The GBP/USD pair appears to be struggling to maintain its recent trend, and a pattern is forming on the chart that indicates a possible reversal.
The GBP/CAD pair made several failed attempts to break the minor psychological level of 1.7850 and is now testing the double neckline support around 1.7700.
Will we see a decline and downtrend soon?
Some of the UK economic data released this week appears to have sent the pound lower, as traders look ahead to another potential interest rate cut by the Bank of England.
In particular, the average earnings index came in below market estimates, indicating weak inflationary pressures, while the monthly GDP reading came in weaker than expected. Core data, including the goods trade balance and industrial production figures, also reflected weakness.
Could this be enough to put more downward pressure on the GBP/CAD pair?

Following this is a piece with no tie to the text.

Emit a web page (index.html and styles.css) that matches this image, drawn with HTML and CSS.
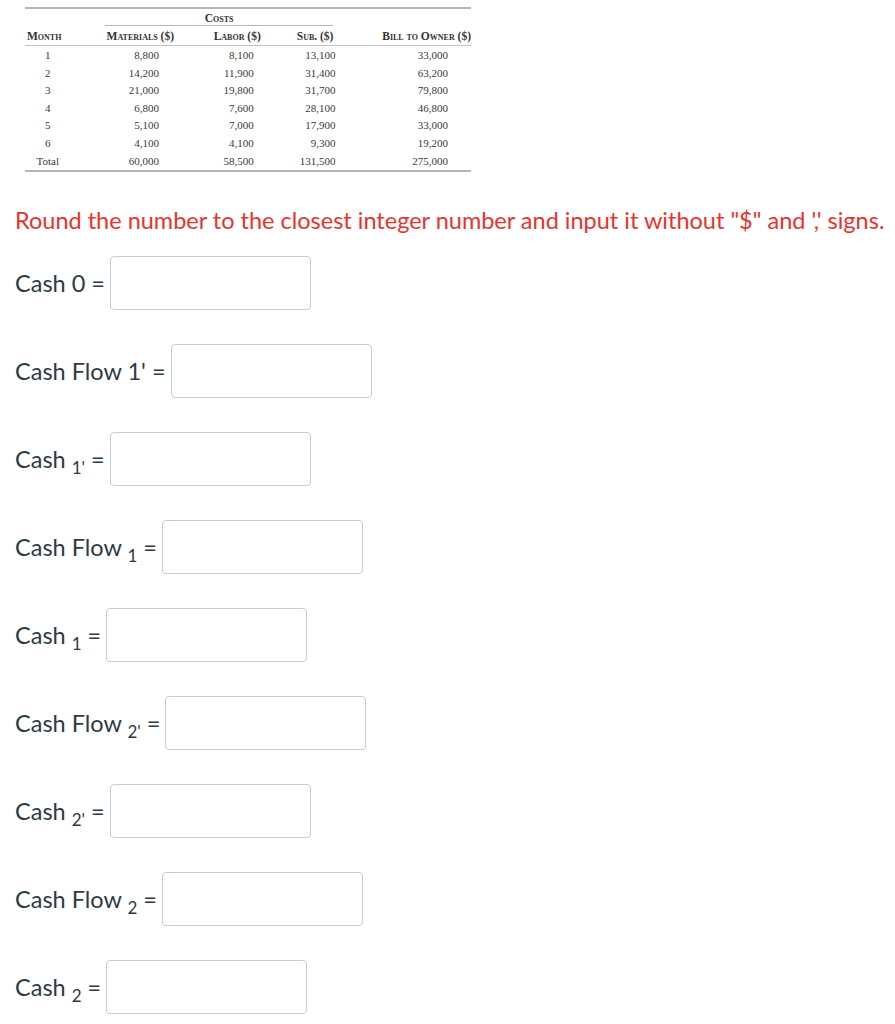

Remember that directional biases and volatility in market prices are usually driven by fundamentals. If you haven’t done your homework on the GBP/CAD, it’s time to check out the economic calendar and stay up to date with the daily fundamental news!
The pair is already testing the 200 SMA dynamic turning point which coincides with the neckline support, so watch for any breakdown that may be followed by a decline of the same height as the chart pattern or 150 pips.
Stay tuned for potential bounces from support areas at S2 (1.7650) and then S3 (1.7600) as these also coincide with psychological levels.
However, the 100 SMA remains above the 200 SMA, suggesting that support is likely to hold rather than break, which could trigger another bounce to nearby resistance levels at the Pivot Point (1.7790) or even R1 (1.7870).
Don’t forget to practice proper risk management and stay aware of top-tier market triggers when trading this product. Good luck!